In Conclusion Honourable Members; there are very few South Africans who can launch a credible and sustainable argument that life in South Africa has, in general, not improved for the better. Yes there are problems-there will always be-but on the whole we are better off than we were in 1994. It is impossible to fathom where South Africa would be today had we not gone through the revolutionary political changes of February 1990, April 27 1994 and May 10 1994 (Sunday Independent, 8 February 2004: 8).

I thank you. Madam Speaker:

The ANC has throughout it's existence showed that the ANC is a home for all.
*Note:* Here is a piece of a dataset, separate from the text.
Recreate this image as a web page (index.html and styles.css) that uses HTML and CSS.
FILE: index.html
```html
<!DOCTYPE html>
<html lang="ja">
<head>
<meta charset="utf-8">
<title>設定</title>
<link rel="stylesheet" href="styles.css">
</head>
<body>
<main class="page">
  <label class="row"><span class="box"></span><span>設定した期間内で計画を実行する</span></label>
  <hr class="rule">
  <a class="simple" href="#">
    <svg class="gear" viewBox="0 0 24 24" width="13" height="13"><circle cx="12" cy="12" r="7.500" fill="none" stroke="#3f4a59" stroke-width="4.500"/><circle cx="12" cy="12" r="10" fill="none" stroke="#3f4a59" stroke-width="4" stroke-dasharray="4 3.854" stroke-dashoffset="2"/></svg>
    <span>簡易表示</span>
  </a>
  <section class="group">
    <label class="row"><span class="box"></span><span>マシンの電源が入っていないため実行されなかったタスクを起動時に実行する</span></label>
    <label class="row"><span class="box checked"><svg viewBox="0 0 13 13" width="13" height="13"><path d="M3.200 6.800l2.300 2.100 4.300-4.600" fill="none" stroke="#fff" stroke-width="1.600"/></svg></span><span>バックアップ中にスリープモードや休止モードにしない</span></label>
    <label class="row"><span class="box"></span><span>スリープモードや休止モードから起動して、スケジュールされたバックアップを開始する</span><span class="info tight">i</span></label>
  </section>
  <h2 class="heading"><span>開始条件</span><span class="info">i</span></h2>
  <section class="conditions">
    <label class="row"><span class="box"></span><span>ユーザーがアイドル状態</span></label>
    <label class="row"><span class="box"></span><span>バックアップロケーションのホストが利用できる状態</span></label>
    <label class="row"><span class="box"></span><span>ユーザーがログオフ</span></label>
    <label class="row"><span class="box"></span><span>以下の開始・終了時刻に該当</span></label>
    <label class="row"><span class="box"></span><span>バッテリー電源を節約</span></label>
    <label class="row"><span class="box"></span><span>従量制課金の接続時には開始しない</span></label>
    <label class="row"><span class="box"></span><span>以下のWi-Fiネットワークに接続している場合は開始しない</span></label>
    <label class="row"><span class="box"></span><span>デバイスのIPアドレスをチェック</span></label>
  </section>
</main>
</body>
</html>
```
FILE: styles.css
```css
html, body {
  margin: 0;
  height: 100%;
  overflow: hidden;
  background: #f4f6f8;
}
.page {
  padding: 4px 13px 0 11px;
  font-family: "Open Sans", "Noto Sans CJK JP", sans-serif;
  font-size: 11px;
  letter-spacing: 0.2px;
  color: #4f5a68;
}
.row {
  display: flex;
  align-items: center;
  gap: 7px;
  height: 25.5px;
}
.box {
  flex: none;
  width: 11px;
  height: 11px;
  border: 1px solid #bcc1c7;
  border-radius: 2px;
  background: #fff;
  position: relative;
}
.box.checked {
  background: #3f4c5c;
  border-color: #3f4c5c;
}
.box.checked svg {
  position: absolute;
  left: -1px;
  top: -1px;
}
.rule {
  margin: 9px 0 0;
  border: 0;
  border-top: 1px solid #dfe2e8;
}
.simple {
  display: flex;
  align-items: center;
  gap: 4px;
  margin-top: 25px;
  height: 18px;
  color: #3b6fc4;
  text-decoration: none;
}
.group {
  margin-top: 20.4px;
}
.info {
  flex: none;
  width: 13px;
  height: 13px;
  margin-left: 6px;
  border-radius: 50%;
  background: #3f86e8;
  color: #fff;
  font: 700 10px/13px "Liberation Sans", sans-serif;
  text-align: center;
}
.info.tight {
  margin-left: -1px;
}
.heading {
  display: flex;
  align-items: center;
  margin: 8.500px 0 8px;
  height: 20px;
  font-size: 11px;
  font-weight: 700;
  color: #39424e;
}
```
We have achieved the biggest challenge of all, we have to restored the dignity of our people and our nation. Let me reflect on one situation which I call the battle of the pavements.

Not so long ago when I was still a young boy, I had to jump from the pavement when a white person is appraoching me from the opposite direction or even walking on the same side as I was doing at the time. Dare you have the nerve to walk on the pavement at the same time as the white person.

When the sirene went off at 21h00 in the evening it was time to vacate the streets or stand the chance of being arrested. If you dare to do some window shopping, as we normally do today before we buy an item, you were immediately charged with what was known as "Staan en Kyk".

If any person of colour was found on the street under the influence, he or she was locked up for 4 hours and charged for being drunk in public. Guess what happened to the whites at that time, "they were picked up from the streets for their own safety and then enjoyed a free ride, "nogal met amptelike staatsvervoer" to their homes.

These priveleges for the Whites were all part of the fringe benefits of being white, " in die Republiek". Today we can only laugh at these examples if you had never experience these things, but the ANC takes these sometimes insignificance things very seriously, because it made a difference to our lives. Especially for blacks who had been denied of these basic things, life is a great improvement and they will be forever grateful to the ANC.